The Centre will spend Rs. 11,000 crore on a new mission to ensure self-sufficiency in edible oil production at a time when India’s dependence on expensive imports has driven retail oil prices to new highs, Prime Minister Narendra Modi said on Monday.

This financial outlay for the National Mission on Edible Oil-Oil Palm (NMEO-OP) will be over a five-year period, Agriculture Ministry officials later said.

The Prime Minister was speaking at a virtual event to release the ninth instalment of income support worth Rs. 19,500 crore to 9.75 crore farmers under the PM Kisan scheme.

“Today, when India is being recognised as a major agricultural exporting country, then it is not appropriate for us to depend on imports for our edible oil needs,” Mr.

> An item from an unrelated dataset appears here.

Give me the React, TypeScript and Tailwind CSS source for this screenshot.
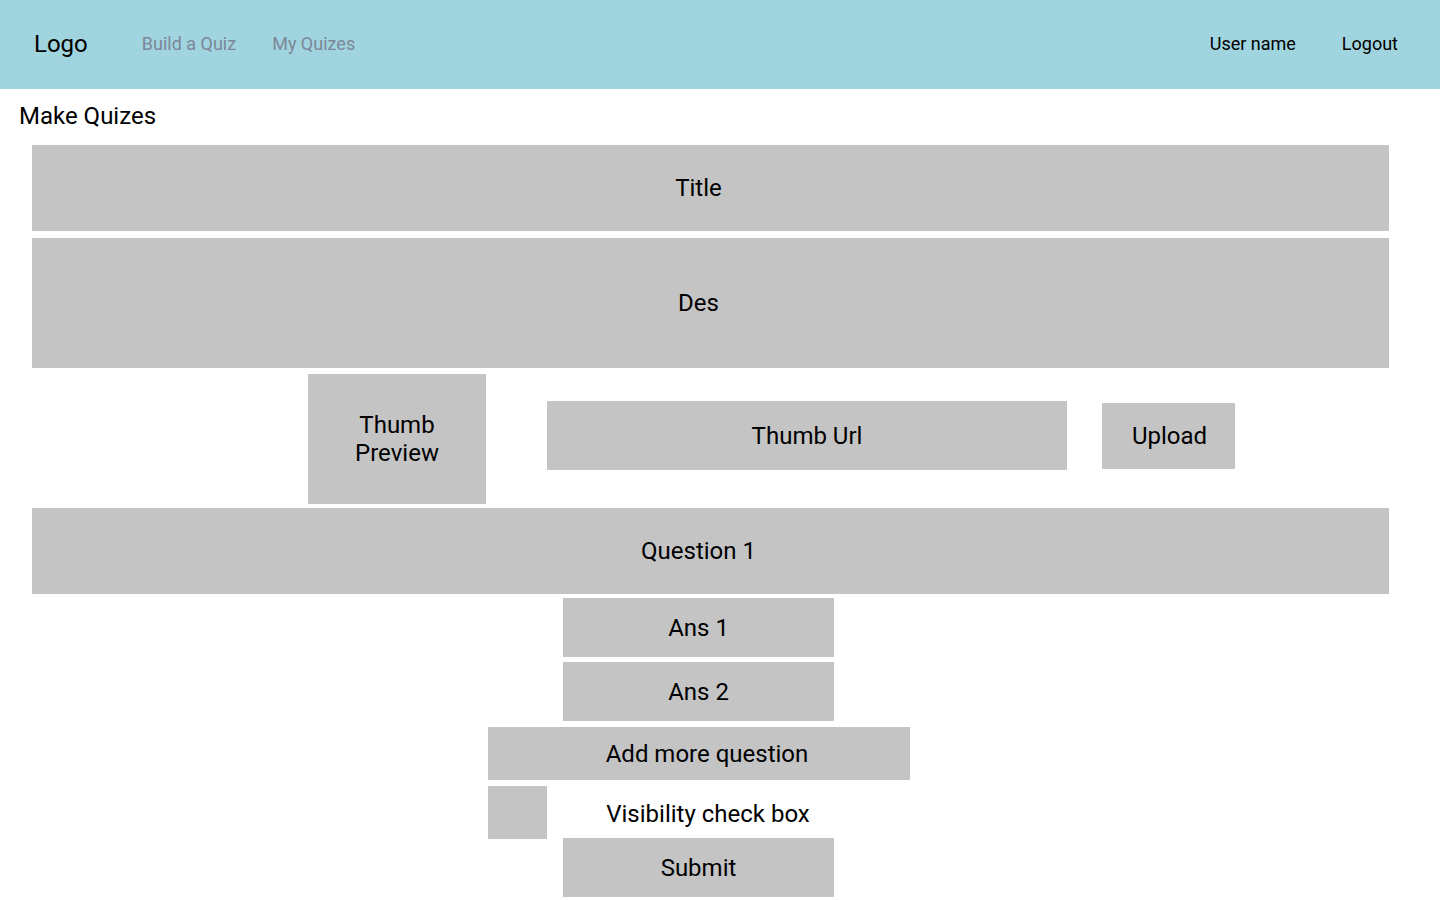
import React from "react"

const box = "bg-[#c4c4c4] flex items-center justify-center text-center text-black"

export default function App() {
  return (
    <div className="min-h-screen bg-white font-['Roboto',sans-serif] text-black">
      {/* Top bar */}
      <header className="h-[89px] bg-[#a0d4df] flex items-center px-[34px] pb-[2px]">
        <div className="text-[24px] leading-none">Logo</div>
        <nav className="flex items-center gap-[36px] ml-[54px] text-[18px] text-[#7c8797]">
          <a href="#">Build a Quiz</a>
          <a href="#">My Quizes</a>
        </nav>
        <div className="ml-auto flex items-center gap-[46px] text-[18px] pr-[8px]">
          <span>User name</span>
          <span>Logout</span>
        </div>
      </header>

      <main className="pb-4">
        <h1 className="pl-[19px] pt-[13px] text-[24px] leading-[28px]">Make Quizes</h1>

        <div className="ml-[32px] w-[1357px] mt-[15px] flex flex-col">
          <div className={`${box} h-[86px] pr-[24px] text-[24px]`}>Title</div>
          <div className={`${box} h-[130px] mt-[7px] pr-[24px] text-[24px]`}>Des</div>
        </div>

        {/* Thumbnail row */}
        <div className="flex items-start pl-[308px] mt-[6px]">
          <div className={`${box} w-[178px] h-[130px] text-[24px] leading-[28px]`}>
            Thumb
            <br />
            Preview
          </div>
          <div className={`${box} w-[520px] h-[69px] ml-[61px] mt-[27px] text-[24px]`}>Thumb Url</div>
          <div className={`${box} w-[133px] h-[66px] ml-[35px] mt-[29px] pl-[2px] text-[24px]`}>Upload</div>
        </div>

        <div className="ml-[32px] w-[1357px] mt-[4px]">
          <div className={`${box} h-[86px] pr-[24px] text-[24px]`}>Question 1</div>
        </div>

        <div className="flex flex-col mt-[4px]">
          <div className="pl-[563px]">
            <div className={`${box} w-[271px] h-[59px] text-[24px]`}>Ans 1</div>
          </div>
          <div className="pl-[563px] mt-[5px]">
            <div className={`${box} w-[271px] h-[59px] text-[24px]`}>Ans 2</div>
          </div>
          <div className="pl-[488px] mt-[6px]">
            <div className={`${box} w-[422px] h-[53px] pl-[16px] text-[24px]`}>Add more question</div>
          </div>
          <div className="pl-[488px] mt-[6px] flex items-center">
            <div className="bg-[#c4c4c4] w-[59px] h-[53px]" />
            <span className="w-[322px] text-center text-[24px] mt-[3px]">Visibility check box</span>
          </div>
          <div className="pl-[563px] -mt-[1px]">
            <div className={`${box} w-[271px] h-[59px] text-[24px]`}>Submit</div>
          </div>
        </div>
      </main>
    </div>
  )
}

Modi said noting that the share of imported palm oil is more than 55%. “We have to change this situation. The thousands of crores that we have to give to others abroad to buy edible oil should be given to the farmers of the country only,” he added, naming north-eastern India and the Andaman and Nicobar Islands as prime locations for oil palm cultivation.

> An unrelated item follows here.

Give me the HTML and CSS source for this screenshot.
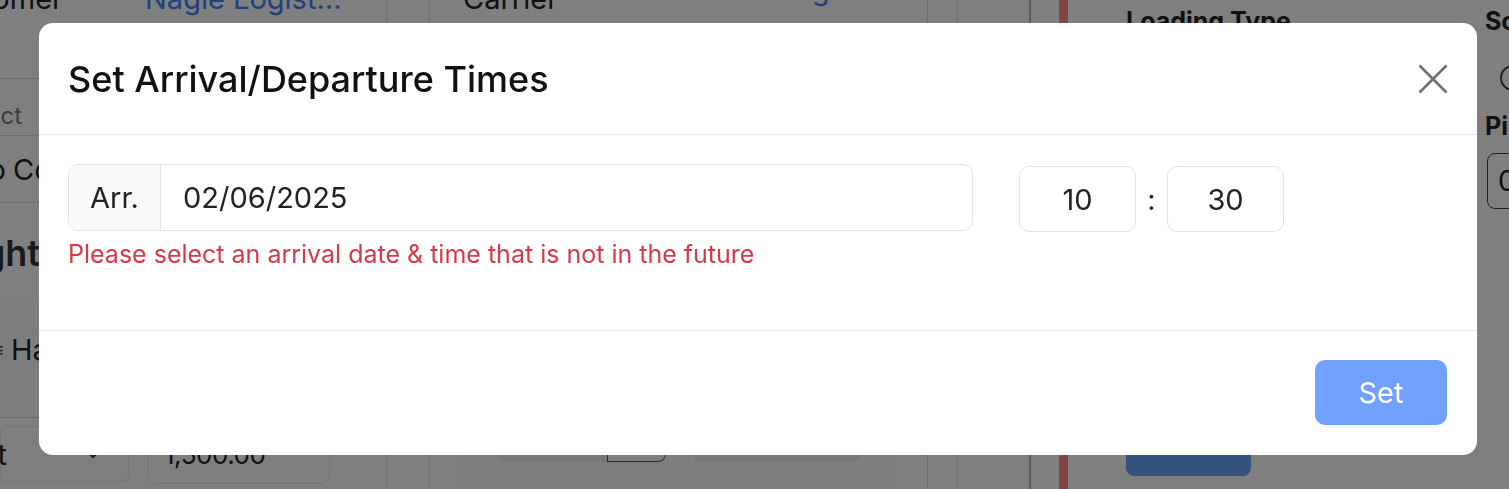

In response to a Rajya Sabha query in February 2020, Commerce Minister Piyush Goyal had said the NMEO proposal would aim to reduce import dependence from 60% to 45% by 2024-25, by increasing domestic edible oil production from 10.5 million tonnes to 18 million tonnes, a 70% growth target.

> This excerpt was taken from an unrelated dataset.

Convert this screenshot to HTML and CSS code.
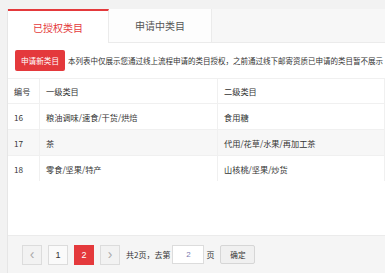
FILE: index.html
```html
<!DOCTYPE html>
<html lang="zh-CN">
<head>
    <meta charset="UTF-8">
    <title>类目管理</title>
    <link rel="stylesheet" href="styles.css">
</head>
<body>
    <div class="panel">
        <div class="tabs">
            <div class="tab active">已授权类目</div>
            <div class="tab">申请中类目</div>
        </div>

        <div class="notice">
            <button class="apply-button">申请新类目</button>
            <span class="notice-text">本列表中仅展示您通过线上流程申请的类目授权，之前通过线下邮寄资质已申请的类目暂不展示</span>
        </div>

        <table class="cat-table">
            <thead>
                <tr>
                    <th class="col-no">编号</th>
                    <th class="col-first">一级类目</th>
                    <th>二级类目</th>
                </tr>
            </thead>
            <tbody>
                <tr>
                    <td>16</td>
                    <td>粮油调味/速食/干货/烘焙</td>
                    <td>食用糖</td>
                </tr>
                <tr class="striped">
                    <td>17</td>
                    <td>茶</td>
                    <td>代用/花草/水果/再加工茶</td>
                </tr>
                <tr>
                    <td>18</td>
                    <td>零食/坚果/特产</td>
                    <td>山核桃/坚果/炒货</td>
                </tr>
            </tbody>
        </table>

        <div class="pager">
            <a class="page-btn disabled">&lsaquo;</a>
            <a class="page-btn">1</a>
            <a class="page-btn current">2</a>
            <a class="page-btn disabled">&rsaquo;</a>
            <span class="pager-text">共2页，去第</span>
            <input class="page-input" type="text" value="2">
            <span class="pager-text">页</span>
            <button class="confirm-button">确定</button>
        </div>
    </div>
</body>
</html>
```

FILE: styles.css
```css
body {
    margin: 0;
    padding: 9px 0 0 7px;
    background-color: #f2f2f2;
    font-family: "Noto Sans CJK SC", "Liberation Sans", sans-serif;
    color: #333;
    overflow: hidden;
}

.panel {
    background-color: white;
    border-left: 1px solid #e6e6e6;
    height: 264px;
    display: flex;
    flex-direction: column;
}

/* tabs */
.tabs {
    display: flex;
    height: 34px;
    background-color: #f7f7f7;
    border-bottom: 1px solid #ebebeb;
    box-sizing: border-box;
}

.tab {
    width: 103px;
    display: flex;
    align-items: center;
    justify-content: center;
    font-size: 10px;
    color: #555;
    background-color: #fdfdfd;
    border-right: 1px solid #ebebeb;
    box-sizing: border-box;
}

.tab.active {
    width: 101px;
    color: #e4393c;
    background-color: white;
    border-top: 2px solid #e4393c;
    margin-bottom: -1px;
}

/* notice */
.notice {
    display: flex;
    align-items: center;
    gap: 3px;
    padding: 7px 0 7px 7px;
    white-space: nowrap;
    overflow: hidden;
}

.apply-button {
    background-color: #e4393c;
    color: white;
    border: none;
    border-radius: 2px;
    height: 21px;
    width: 50px;
    padding: 0;
    font-family: inherit;
    font-size: 7.6px;
    flex-shrink: 0;
}

.notice-text {
    font-size: 7.5px;
    color: #333;
}

/* table */
.cat-table {
    width: 100%;
    border-collapse: collapse;
    font-size: 8.2px;
    border-top: 1px solid #f0f0f0;
}

.cat-table th,
.cat-table td {
    text-align: left;
    font-weight: normal;
    padding: 0 6px;
    height: 25px;
    border-bottom: 1px solid #f0f0f0;
    border-right: 1px solid #f0f0f0;
}

.cat-table th {
    height: 24px;
}

.cat-table .col-no {
    width: 19px;
}

.cat-table .col-first {
    width: 165px;
}

.cat-table tr.striped td {
    background-color: #f7f7f7;
}

.cat-table tbody tr:last-child td {
    border-bottom: none;
}

/* pager */
.pager {
    margin-top: auto;
    height: 38px;
    background-color: #f5f5f5;
    border-top: 1px solid #ebebeb;
    box-sizing: border-box;
    display: flex;
    align-items: center;
    padding: 0 0 0 14px;
    font-size: 8px;
}

.page-btn {
    width: 20px;
    height: 20px;
    box-sizing: border-box;
    border: 1px solid #dcdcdc;
    background-color: #fafafa;
    display: flex;
    align-items: center;
    justify-content: center;
    margin-right: 6px;
    font-family: "Liberation Sans", sans-serif;
    font-size: 9px;
    color: #333;
}

.page-btn.disabled {
    background-color: #f2f2f2;
    color: #aaa;
    font-size: 14px;
    padding-bottom: 2px;
}

.page-btn.current {
    background-color: #e4393c;
    border-color: #e4393c;
    color: white;
}

.pager-text {
    color: #333;
}

.page-input {
    width: 32px;
    height: 19px;
    box-sizing: border-box;
    border: 1px solid #dcdcdc;
    margin: 0 2px;
    padding: 0;
    text-align: center;
    font-family: "Liberation Sans", sans-serif;
    font-size: 8px;
    color: #7a7ab0;
    background-color: white;
}

.confirm-button {
    margin-left: 6px;
    width: 35px;
    height: 19px;
    border: 1px solid #d6d6d6;
    border-radius: 2px;
    background-color: #f0f0f0;
    font-family: inherit;
    font-size: 7.6px;
    color: #333;
    padding: 0;
}
```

It projected a 55% growth in oilseed production, to 47.8 million tonnes. It is not clear whether these targets have changed under the final version of the mission.

Rise in yield

The NMEO-OP’s predecessor was the National Mission on Oil Seeds and Oil Palm, which was launched at the fag end of the UPA government’s tenure and later merged with the National Food Security Mission. Laying out its achievements in May 2020, the Agriculture Ministry said oilseed production had grown 35% from 27.5 million tonnes in 2014-15 to 37.3 million tonnes by 2020-21. Although oilseed acreage rose only 8.6% over that six year period, yields rose more than 20%.

At the PM-Kisan event, Mr. Modi noted that although the country’s granaries were full of cereals such as rice and wheat, with the government making record purchases from farmers at MSP rates, self-sufficiency was yet to be attained in pulses and oil. Previous efforts to boost the production of pulses in the country had resulted in a 50% growth over the last six years, he said. “The work we did in pulses, or in the past with wheat and paddy, now we have to take the same resolution for the production of edible oil also. For our country to be self-sufficient in this edible oil, we have to work fast,” he added.

“Through this mission, more than Rs. 11,000 crore will be invested in the edible oil ecosystem. The government will ensure that farmers get all needed facilities, from quality seeds to technology. Along with promoting the cultivation of oil palm, this mission will also expand the cultivation of our other traditional oilseed crops,” he said.